Clifford Chitupa Mashiri, 3rd July 2012.

Zimbabwe’s ever growing debt problem, if left unresolved soon, is arguably a ticking time bomb that could trigger civil strife and instability in the not so distant future.

While RBZ Governor Gideon Gono commented in May that Zimbabwe’s external debt overhang estimated at over US$8 billion “has become a serious developmental constraint for the economy since the turn of the century,” there is no agreement on solutions.

How much debt Zimbabwe owes is unclear because no reconciliation of owed amounts has yet been made with creditors. According to the Jubilee Debt Campaign, the IMF and the World Bank estimate the country’s external debt to be around 120 percent of national income.

That tallies with a comment by deputy premier Arthur Mutambara in July last year that Zimbabwe “is practically broke” with the national debt now outstripping the country’s gross domestic product (GDP).

“If you owe someone US$7 billion and your GDP is US$7 billion then you do not have any money,” said the robotics professor before adding, “We are heavily borrowed and we do not have a GDP to talk about.”

Anyone who has been following events in both developing and developed countries including the Eurozone would be concerned about the implications of Zimbabwe’s debt problem.

One surest thing about loans is that the creditors including Mugabe’s “all weather friend” China will demand settlement one way or another especially for that US$200 million on which Zimbabwe has reportedly defaulted.

Another matter of concern is the government’s resort to utilising IMF’s US$100 million Special Drawing Rights (SDRs) for elections which Zanu-pf hardliners want soon as if the country is in a state of emergency.

One of the criticisms of the IMF’s Special Drawing Rights is their very low rate of interest, just 1.5 per cent.

It is feared this might induce deficit countries (like Zimbabwe) to use their SDRs in preference to other reserve assets to finance their deficits, according to S. Nirav in “Critical Appraisal of Special Drawing Rights Policy of IMF” (preservearticles.com accessed 02/07/12).

In any case, should we be using emergency reserves for elections when the country’s debt burden is ticking like a time bomb? Although Mugabe expressed his wish to live to 100, he might not be in office then to experience the social and political upheavals.

What is odd about this whole issue is that in April 2011, Zanu-pf turned down an offer by the United Nations to fund and supervise elections, accusing the UN of taking the wrong side in the Ivory Coast conflict.

According to media reports, the UNDP approached Justice Minister Patrick Chinamasa with the offer, but Zanu-pf hardliners rejected it, while party Chairman Simon Khaya Moyo said Zanu-pf would not allow funding of elections by the European Union.

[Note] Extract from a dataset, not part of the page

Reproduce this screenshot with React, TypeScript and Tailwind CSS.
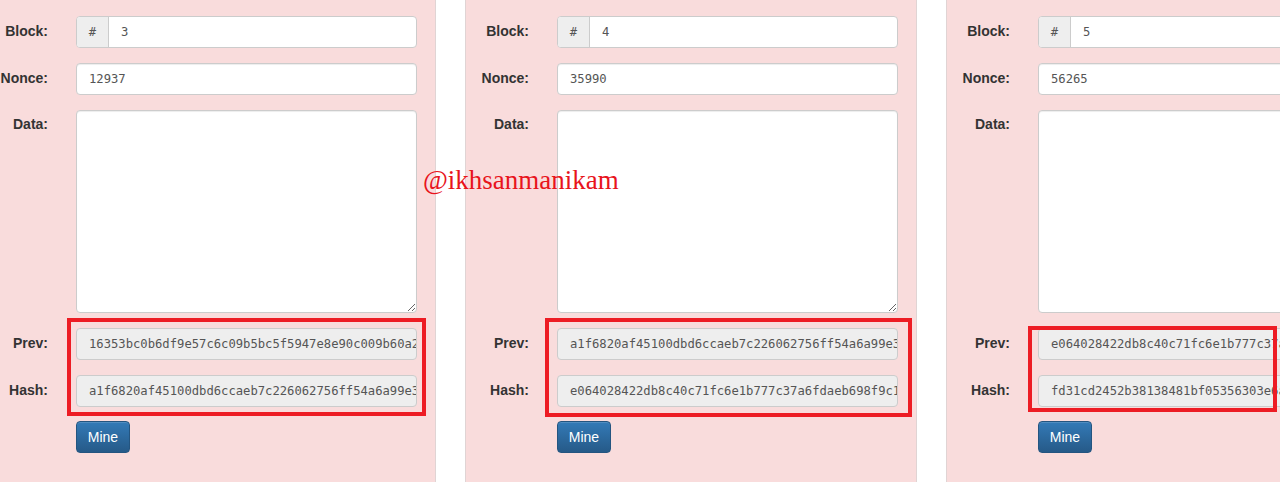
const blocks = [
  {
    n: "3",
    nonce: "12937",
    prev: "16353bc0b6df9e57c6c09b5bc5f5947e8e90c009b60a2e5d1c4b7f38e9a0d21c",
    hash: "a1f6820af45100dbd6ccaeb7c226062756ff54a6a99e3f1b0d7c52a8e4f6b913",
  },
  {
    n: "4",
    nonce: "35990",
    prev: "a1f6820af45100dbd6ccaeb7c226062756ff54a6a99e3f1b0d7c52a8e4f6b913",
    hash: "e064028422db8c40c71fc6e1b777c37a6fdaeb698f9c1d3e5a7b2046f8e9c0ad",
  },
  {
    n: "5",
    nonce: "56265",
    prev: "e064028422db8c40c71fc6e1b777c37a6fdaeb698f9c1d3e5a7b2046f8e9c0ad",
    hash: "fd31cd2452b38138481bf05356303e6a9b2c7d4e1f80a53c6b9d2e7f104a8c5b",
  },
];

const mono = "font-['DejaVu_Sans_Mono','Liberation_Mono',monospace] text-[12.2px] text-[#555]";

function Label({ children }: { children: string }) {
  return (
    <div className="w-[63px] shrink-0 text-right pt-[5px] text-[14px] leading-5 font-bold text-[#333]">
      {children}
    </div>
  );
}

function Block({ b }: { b: (typeof blocks)[number] }) {
  return (
    <div className="relative w-[452px] shrink-0 h-[482px] bg-[#f9dcdc] border-x border-[#e0d4d4] pt-[16px]">
      <div className="flex flex-col gap-[15px]">
        <div className="flex">
          <Label>Block:</Label>
          <div className="ml-[28px] w-[341px] h-[32px] flex rounded-[4px] border border-[#ccc] bg-white overflow-hidden">
            <div className={`w-[32px] bg-[#eee] border-r border-[#ccc] flex items-center justify-center ${mono}`}>#</div>
            <div className={`flex items-center pl-[12px] ${mono}`}>{b.n}</div>
          </div>
        </div>
        <div className="flex">
          <Label>Nonce:</Label>
          <div className={`ml-[28px] w-[341px] h-[32px] flex items-center pl-[12px] rounded-[4px] border border-[#ccc] bg-white shadow-[inset_0_1px_1px_rgba(0,0,0,0.075)] ${mono}`}>
            {b.nonce}
          </div>
        </div>
        <div className="flex">
          <div className="w-[63px] shrink-0 text-right pt-[4px] text-[14px] leading-5 font-bold text-[#333]">Data:</div>
          <textarea
            readOnly
            className="ml-[28px] w-[341px] h-[203px] rounded-[4px] border border-[#ccc] bg-white shadow-[inset_0_1px_1px_rgba(0,0,0,0.075)] outline-none resize-y"
          />
        </div>
        <div className="flex">
          <Label>Prev:</Label>
          <div className={`ml-[28px] w-[341px] h-[32px] flex items-center pl-[12px] rounded-[4px] border border-[#ccc] bg-[#eee] overflow-hidden whitespace-nowrap ${mono}`}>
            {b.prev}
          </div>
        </div>
        <div className="flex">
          <Label>Hash:</Label>
          <div className={`ml-[28px] w-[341px] h-[32px] flex items-center pl-[12px] rounded-[4px] border border-[#ccc] bg-[#eee] overflow-hidden whitespace-nowrap ${mono}`}>
            {b.hash}
          </div>
        </div>
      </div>
      <div className="mt-[14px] ml-[91px]">
        <button className="w-[54px] h-[32px] rounded-[4px] border border-[#245580] bg-gradient-to-b from-[#337ab7] to-[#265a88] text-white text-[14px] shadow-[inset_0_1px_0_rgba(255,255,255,0.15)]">
          Mine
        </button>
      </div>
    </div>
  );
}

export default function App() {
  return (
    <div className="relative w-[1280px] h-[482px] overflow-hidden bg-white font-['Liberation_Sans',Arial,sans-serif]">
      <div className="flex gap-[29px] ml-[-16px]">
        {blocks.map((b) => (
          <Block key={b.n} b={b} />
        ))}
      </div>

      {/* annotation boxes */}
      <div className="absolute left-[67px] top-[318px] w-[359px] h-[98px] border-[4px] border-[#ed1c24]" />
      <div className="absolute left-[545px] top-[318px] w-[367px] h-[99px] border-[4px] border-[#ed1c24]" />
      <div className="absolute left-[1028px] top-[326px] w-[249px] h-[86px] border-[4px] border-[#ed1c24]" />

      <div className="absolute left-[423px] top-[162px] text-[27px] leading-[36px] text-[#e8141c] font-['Liberation_Serif','Times_New_Roman',serif]">
        @ikhsanmanikam
      </div>
    </div>
  );
}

It could be argued that if there was no secret financing of a parallel regime by a foreign tycoon to the tune of US$100 million plus 200 pick up trucks to the CIO in exchange for diamonds, Zimbabwe would be able to fund elections and any major programmes.

However, hopes of financial discipline were dashed when the Zanu-pf leader Robert Mugabe reportedly left on Monday for another ‘private’ visit to Singapore, estimated to cost US$3 million, a big dent on the peppercorn budget as this is possibly his 13th such trip since he started in December 2010.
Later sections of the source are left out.